----- Data shown -----

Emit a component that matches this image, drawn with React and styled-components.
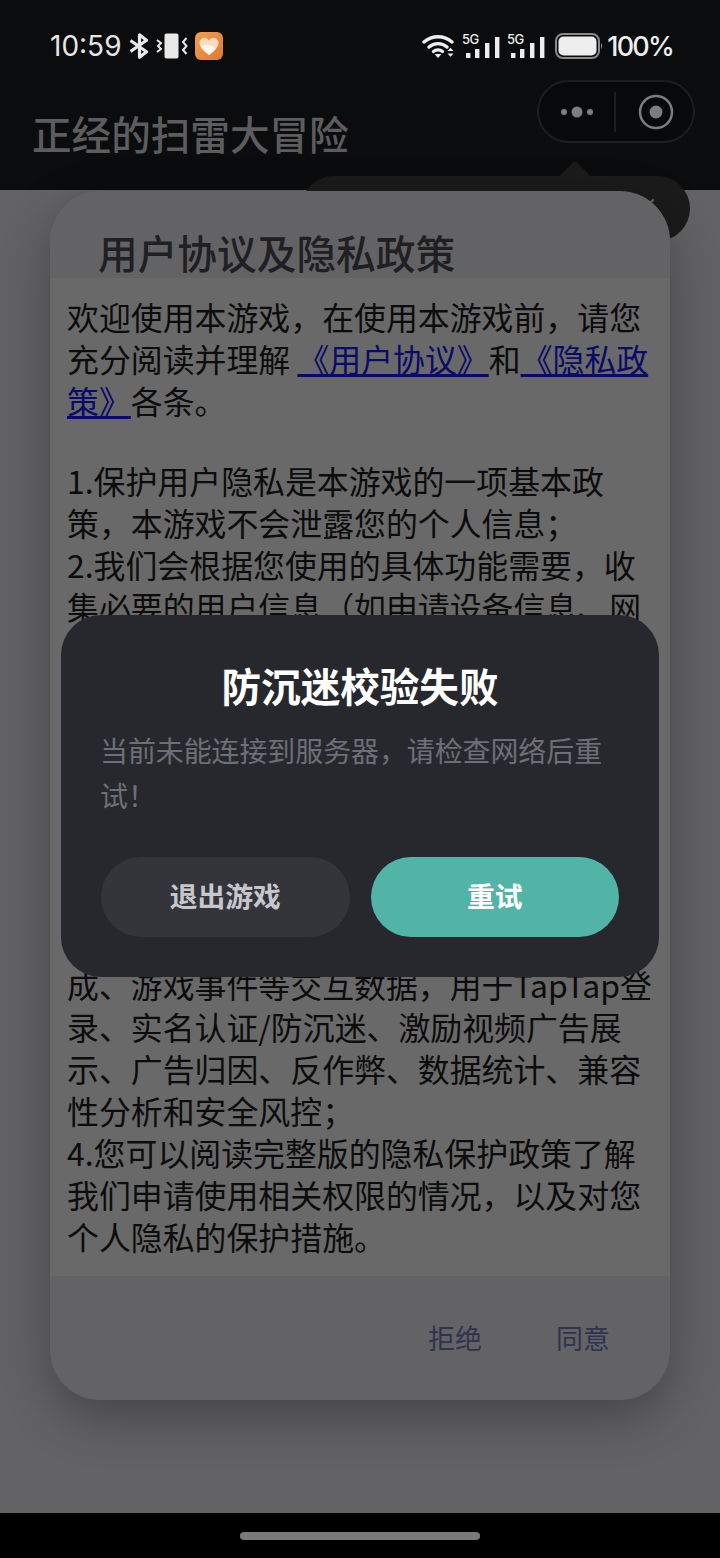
import React from 'react';
import styled, { createGlobalStyle } from 'styled-components';

const CJK = `"Noto Sans CJK SC", "Noto Sans", sans-serif`;

const GlobalStyle = createGlobalStyle`
  html, body {
    margin: 0;
    padding: 0;
    background: #000;
  }
  * {
    box-sizing: border-box;
  }
`;

const BluetoothIcon = () => (
  <svg width="20" height="26" viewBox="0 0 20 26" fill="none" stroke="#e8e8e8" strokeWidth="3.2">
    <path d="M1.5 7.5 L17.5 18.8 L10.5 24.2 V1.8 L17.5 7.2 L1.5 18.5" strokeLinejoin="round" />
  </svg>
);

const VibrateIcon = () => (
  <svg width="32" height="26" viewBox="0 0 32 26" fill="none" stroke="#e8e8e8" strokeWidth="2">
    <rect x="8.5" y="0.5" width="14" height="25" rx="2" fill="#e8e8e8" stroke="none" />
    <path d="M1 7 L5 10 L2 13 L5 16 L1 19" />
    <path d="M30.5 5 L27 9 L30.5 13 L27 17 L30.5 21" />
  </svg>
);

const HeartAppIcon = () => (
  <svg width="28" height="28" viewBox="0 0 28 28">
    <defs>
      <linearGradient id="heartBg" x1="0" y1="0" x2="1" y2="1">
        <stop offset="0" stopColor="#f2a04f" />
        <stop offset="1" stopColor="#dd7a30" />
      </linearGradient>
    </defs>
    <rect width="28" height="28" rx="6" fill="url(#heartBg)" />
    <path d="M14 23 C8 18.5 4.5 15 4.5 11 C4.5 7.8 7 5.8 9.6 5.8 C11.5 5.8 13 6.8 14 8.4 C15 6.8 16.5 5.8 18.4 5.8 C21 5.8 23.5 7.8 23.5 11 C23.5 15 20 18.5 14 23 Z" fill="#fbdcc0" />
    <path d="M14 23 C10 20 7.5 17.5 6 15 C9 12.5 13 12 17 14 C19 15 20.5 16 21 16.5 C19.5 18.5 17 20.8 14 23 Z" fill="#fff6ee" />
  </svg>
);

const WifiIcon = () => (
  <svg width="33" height="24" viewBox="0 0 33 24" fill="none" stroke="#eeeeee" strokeWidth="3.4" strokeLinecap="round">
    <path d="M2 8 C10 1 22 1 30 8" />
    <path d="M7 13 C12 8.5 20 8.5 25 13" />
    <path d="M11.5 17.5 C14 15.5 18 15.5 20.5 17.5" />
    <path d="M12.5 20 L16 24 L19.5 20 Z" fill="#eeeeee" stroke="none" />
    <path d="M25.5 17 L28.5 13.8 L31.5 17 Z M25.5 19.5 L28.5 22.7 L31.5 19.5 Z" fill="#eeeeee" stroke="none" />
  </svg>
);

const SignalIcon = () => (
  <SignalSvg width="38" height="34" viewBox="0 -8 38 34">
    <text x="0" y="10.5" fontFamily="Inter, sans-serif" fontSize="13" fontWeight="500" letterSpacing="-0.5" fill="#eeeeee">5G</text>
    <rect x="4" y="20" width="4.4" height="5" fill="#eeeeee" />
    <rect x="13" y="16" width="4.4" height="9" fill="#eeeeee" />
    <rect x="23" y="10" width="4.4" height="15" fill="#eeeeee" />
    <rect x="33" y="4" width="4.4" height="21" fill="#eeeeee" />
  </SignalSvg>
);

const BatteryIcon = () => (
  <svg width="51" height="26" viewBox="0 0 51 26">
    <rect x="4" y="1" width="43" height="24" rx="7" fill="none" stroke="#8a8a8a" strokeWidth="2" />
    <rect x="6.5" y="3.5" width="38" height="19" rx="5" fill="#eeeeee" />
    <path d="M49 10 C50.5 11 50.5 15 49 16 Z" fill="#8a8a8a" />
  </svg>
);

const CapsuleDots = () => (
  <svg width="36" height="14" viewBox="0 0 36 14" fill="#7d7d7d">
    <circle cx="5" cy="7" r="3" />
    <circle cx="18" cy="7" r="5.5" />
    <circle cx="31" cy="7" r="3" />
  </svg>
);

const CapsuleTarget = () => (
  <svg width="36" height="36" viewBox="0 0 36 36" fill="none">
    <circle cx="18" cy="18" r="16" stroke="#7d7d7d" strokeWidth="2.5" />
    <circle cx="18" cy="18" r="6.5" fill="#7d7d7d" />
  </svg>
);

export default function App() {
  return (
    <Screen>
      <GlobalStyle />
      <TopBar>
        <StatusBar>
          <StatusGroup>
            <Clock>10:59</Clock>
            <BluetoothIcon />
            <VibrateIcon />
            <HeartAppIcon />
          </StatusGroup>
          <StatusGroup>
            <WifiIcon />
            <SignalIcon />
            <SignalIcon />
            <BatteryIcon />
            <Percent>100%</Percent>
          </StatusGroup>
        </StatusBar>
        <NavRow>
          <GameTitle>正经的扫雷大冒险</GameTitle>
          <Capsule>
            <CapsuleMenu>
              <CapsuleDots />
            </CapsuleMenu>
            <CapsuleDivider />
            <CapsuleClose>
              <CapsuleTarget />
            </CapsuleClose>
          </Capsule>
        </NavRow>
        <Tooltip>
          <TooltipClose />
        </Tooltip>
      </TopBar>

      <Main>
        <PolicyCard>
          <CardHeader>用户协议及隐私政策</CardHeader>
          <CardBody>
            <p>
              欢迎使用本游戏，在使用本游戏前，请您充分阅读并理解 <PolicyLink>《用户协议》</PolicyLink>和<PolicyLink>《隐私政策》</PolicyLink>各条。
            </p>
            <ParaGap />
            <p>1.保护用户隐私是本游戏的一项基本政策，本游戏不会泄露您的个人信息；</p>
            <p>
              2.我们会根据您使用的具体功能需要，收集必要的用户信息（如申请设备信息、网络状态、存储权限等），未经您的同意不会收集与功能无关的信息，也不会向第三方提供您的个人信息，除非法律法规另有规定，您可以随时查询、更正或删除您的信息，我们将按照相关规定及时处理；
            </p>
            <p>
              3.本游戏接入了第三方服务，可能会收集您的设备标识符、网络信息、应用列表、登录状态、充值记录、游戏时长、关卡完成、游戏事件等交互数据，用于TapTap登录、实名认证/防沉迷、激励视频广告展示、广告归因、反作弊、数据统计、兼容性分析和安全风控；
            </p>
            <p>4.您可以阅读完整版的隐私保护政策了解我们申请使用相关权限的情况，以及对您个人隐私的保护措施。</p>
          </CardBody>
          <CardFooter>
            <TextButton>拒绝</TextButton>
            <TextButton>同意</TextButton>
          </CardFooter>
        </PolicyCard>
      </Main>

      <BottomBar>
        <HomeIndicator />
      </BottomBar>

      <DialogLayer>
        <Dialog>
          <DialogTitle>防沉迷校验失败</DialogTitle>
          <DialogText>当前未能连接到服务器，请检查网络后重试！</DialogText>
          <DialogActions>
            <DialogButton>退出游戏</DialogButton>
            <DialogButton $primary>重试</DialogButton>
          </DialogActions>
        </Dialog>
      </DialogLayer>
    </Screen>
  );
}

// STYLES
const Screen = styled.div`
  position: relative;
  width: 720px;
  height: 1558px;
  display: flex;
  flex-direction: column;
  overflow: hidden;
  background: #636365;
  font-family: ${CJK};
`;

const TopBar = styled.header`
  position: relative;
  z-index: 1;
  height: 190px;
  flex-shrink: 0;
  background: #0b0c0e;
`;

const StatusBar = styled.div`
  height: 80px;
  padding: 31px 47px 0 50px;
  display: flex;
  justify-content: space-between;
  align-items: flex-start;
`;

const StatusGroup = styled.div`
  display: flex;
  align-items: center;
  height: 30px;
  gap: 7px;
`;

const SignalSvg = styled.svg`
  margin-top: -8px;
`;

const Clock = styled.span`
  font-family: Inter, sans-serif;
  font-size: 28px;
  font-weight: 400;
  color: #e6e6e6;
`;

const Percent = styled.span`
  margin-left: -3px;
  font-family: Inter, sans-serif;
  font-size: 27px;
  font-weight: 500;
  letter-spacing: -1.8px;
  color: #eeeeee;
`;

const NavRow = styled.div`
  padding: 0 25px 0 32px;
  display: flex;
  justify-content: space-between;
  align-items: flex-start;
`;

const GameTitle = styled.h1`
  margin: 24px 0 0;
  font-size: 39.6px;
  line-height: 58px;
  font-weight: 500;
  color: #5d5d5f;
`;

const Capsule = styled.div`
  width: 158px;
  height: 63px;
  display: flex;
  align-items: center;
  border: 2px solid #1d1e20;
  border-radius: 32px;
  background: #08090b;
`;

const CapsuleMenu = styled.div`
  width: 75px;
  display: flex;
  justify-content: center;
  align-items: center;
`;

const CapsuleClose = styled.div`
  flex: 1;
  padding-left: 3px;
  display: flex;
  justify-content: center;
  align-items: center;
`;

const CapsuleDivider = styled.div`
  width: 2px;
  height: 40px;
  background: #1d1e20;
`;

const Tooltip = styled.div`
  position: absolute;
  top: 176px;
  left: 301px;
  width: 389px;
  height: 65px;
  border-radius: 33px;
  background: #1b1b1c;

  &::before {
    content: '';
    position: absolute;
    top: -11px;
    left: 263px;
    width: 22px;
    height: 22px;
    border-radius: 3px;
    transform: rotate(45deg);
    background: #1b1b1c;
  }
`;

const TooltipClose = styled.span`
  position: absolute;
  top: 22px;
  left: 349px;
  width: 2px;
  height: 8px;
  transform: rotate(45deg);
  background: #666666;
`;

const Main = styled.main`
  flex: 1;
  padding-top: 1px;
  display: flex;
  justify-content: center;
  align-items: flex-start;
`;

const PolicyCard = styled.section`
  position: relative;
  z-index: 2;
  width: 620px;
  height: 1209px;
  display: flex;
  flex-direction: column;
  border-radius: 50px;
  overflow: hidden;
  background: #636365;
  box-shadow: 0 18px 50px rgba(0, 0, 0, 0.3);
`;

const CardHeader = styled.h2`
  margin: 0;
  height: 87px;
  padding: 32px 0 0 48px;
  font-size: 39.7px;
  line-height: 58px;
  font-weight: 500;
  color: #202022;
`;

const CardBody = styled.div`
  flex: 1;
  padding: 16.5px 10px 0 17px;
  font-size: 31.9px;
  line-height: 42px;
  color: #0c0c0c;
  background: #696969;

  p {
    margin: 0;
  }
`;

const ParaGap = styled.div`
  height: 38px;
`;

const PolicyLink = styled.span`
  color: #0a0a6b;
  text-decoration: underline;
`;

const CardFooter = styled.div`
  height: 124px;
  padding: 40px 60px 0 0;
  display: flex;
  justify-content: flex-end;
  align-items: flex-start;
  gap: 74px;
`;

const TextButton = styled.span`
  font-size: 27px;
  line-height: 44px;
  color: #2f3350;
`;

const BottomBar = styled.footer`
  position: relative;
  z-index: 3;
  height: 45px;
  flex-shrink: 0;
  padding-top: 19px;
  display: flex;
  justify-content: center;
  align-items: flex-start;
  background: #000000;
`;

const HomeIndicator = styled.div`
  width: 240px;
  height: 8px;
  border-radius: 4px;
  background: #7a7a7a;
`;

const DialogLayer = styled.div`
  position: absolute;
  z-index: 4;
  top: 615px;
  left: 0;
  width: 100%;
  display: flex;
  justify-content: center;
`;

const Dialog = styled.div`
  width: 598px;
  height: 362px;
  padding: 41px 40px 0;
  border-radius: 40px;
  background: #27282e;
`;

const DialogTitle = styled.h3`
  margin: 0;
  text-align: center;
  font-size: 39.6px;
  line-height: 58px;
  font-weight: 700;
  color: #ffffff;
`;

const DialogText = styled.p`
  margin: 13.5px 0 0 -1px;
  height: 90px;
  font-size: 27.9px;
  line-height: 45px;
  color: #6d6f78;
`;

const DialogActions = styled.div`
  margin-top: 39.5px;
  display: flex;
  gap: 21px;
`;

const DialogButton = styled.div`
  flex: 1;
  height: 80px;
  padding-bottom: 5px;
  display: flex;
  justify-content: center;
  align-items: center;
  border-radius: 40px;
  font-size: 27.8px;
  font-weight: 700;
  color: ${({ $primary }) => ($primary ? '#ffffff' : '#c6c7cd')};
  background: ${({ $primary }) => ($primary ? '#52b4a6' : '#34353b')};
`;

-----

◆ **Stated problem**
Take every line above carrying "React" and return it.

◆ **Exercise response**
Emit a component that matches this image, drawn with React and styled-components.
import React from 'react';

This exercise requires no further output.